Definition

XML (Extensible Markup Language)

Peter Loshin, Former Senior Technology Editor
David Linthicum, Deloitte Consulting
Maxine Giza

What is XML (Extensible Markup Language)?

XML (Extensible Markup Language) is used to describe data. The XML standard is a flexible way to create information formats and electronically share structured data via the public internet, as well as via corporate networks.

XML is a markup language based on Standard Generalized Markup Language (SGML) used for defining markup languages.

XML's primary function is to create formats for data that is used to encode information for documentation, database records, transactions and many other types of data. XML data may be used for creating different content types that are generated by building dissimilar types of content -- including web, print and mobile content -- that are based on the XML data.

Like Hypertext Markup Language (HTML), which is also based on the SGML standard, XML documents are stored as American Standard Code for Information Interchange (ASCII) files and can be edited using any text editor.

What is XML used for?

XML's primary function is to provide a "simple text-based format for representing structured information," according to the World Wide Web Consortium (W3C), the standards body for the web, including for the following:

underlying data formats for applications such as those in Microsoft Office;
technical documentation;
configuration options for application software;
books;
transactions; and
invoices.

XML enables sharing of structured information among and between the following:

programs and programs;
programs and people; and
locally and across networks.

W3C defines the XML standard and recommends its use for web content. While XML and HTML are both based on the SGML platform, W3C has also defined the XHTML and XHTLM5 document formats that mirror, respectively, the HTML and HTML5 standards for web content.

How does XML work?

XML works by providing a predictable data format. XML is strict on formatting; if the formatting is off, programs that process or display the encoded data will return an error.

For an XML document to be considered well-formed -- that is, conforming to XML syntax and able to be read and understood by an XML parser -- it must be valid XML code. All XML documents consist of elements; an element acts as a container for data. The beginning and end of an element are identified by opening and closing tags, with other elements or plain data within.
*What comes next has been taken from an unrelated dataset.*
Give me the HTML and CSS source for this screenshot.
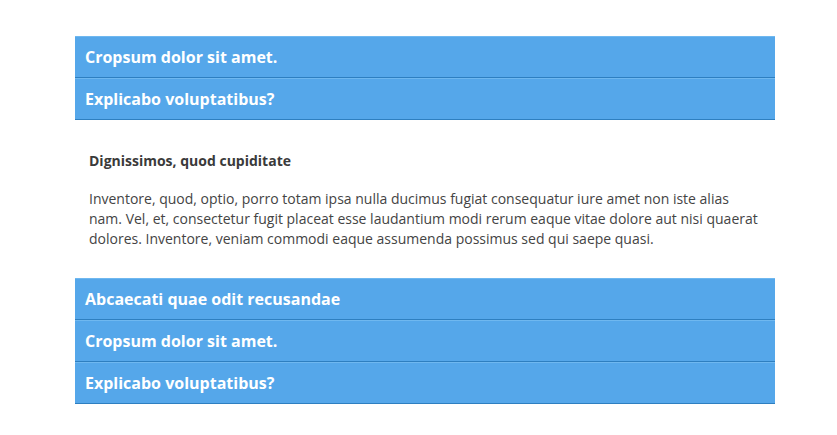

XML works by providing properly formatted data that can be reliably processed by programs designed to handle XML inputs. For example, technical documentation may include a <warning> element similar to that shown in the following snippet of XML code:

<warning>
     <para>
          <emphasis type="bold">May cause serious injury</emphasis>
          Exercise extreme caution as this procedure could result in serious injury or death if precautions are not taken.
     </para>
</warning>

In this example, this data is interpreted and displayed in different ways, depending on the form factor of the technical documentation. On a webpage, this element could be displayed in the following way:

WARNING: Exercise extreme caution as this procedure could result in serious injury or death if precautions are not taken.

The same XML code is rendered differently on an appliance user interface (UI) or in print. This element could be interpreted to display the text tagged as emphasis differently, such as having it appear in red and with flashing highlights. In printed form, the content might be provided in a different font and format.

XML documents do not define presentation, and there are no default XML tags. Most XML applications use predefined sets of tags that differ, depending on the XML format. Most users rely on predefined XML formats to compose their documents, but users may also define additional XML elements as needed.

XML example

The following is an example of a simple XML file:

<?xml version="1.0" encoding="UTF-8"?>
<library>
     <book>
          <title>The Fire Next Time</title>
          <author>Baldwin, James</author>
     </book>
     <book>
          <title>Beloved</title>
          <author>Morris, Toni</author>
     </book>
     <book>
          <title>The Messiah of Stockholm</title>
          <author>Ozick, Cynthia</author>
     </book>
</library>

The first line in this example, called the XML prolog or XML declaration, specifies the version of XML being used, as well as the character encoding scheme. This declaration, if present, must be the first line of the file.

The prolog specifies that the file contains XML version 1.0 data, encoded using Unicode Transformation Format 8 (UTF-8) encoding, which is the same as ASCII text and specifies the American English character set. Different character encodings can be used for different language character sets, but all XML files must be composed of Unicode characters. Any Unicode character can be represented in an XML file using a numeric character reference with a string in this format:

&#xXXXX;

In this format, the letters "XXXX" are substituted with a valid hexadecimal Unicode numeric code.

XML elements

The logical structure of an XML file requires that all data in the file be encapsulated within an XML element called the root element or document element. This element identifies the type of data contained in the file; in the example above, the root element is <library>.

The root element contains other elements that define the different parts of the XML document; in the example above, the root element contains <book> elements, which, in turn, consist of the two elements <title> and <author>.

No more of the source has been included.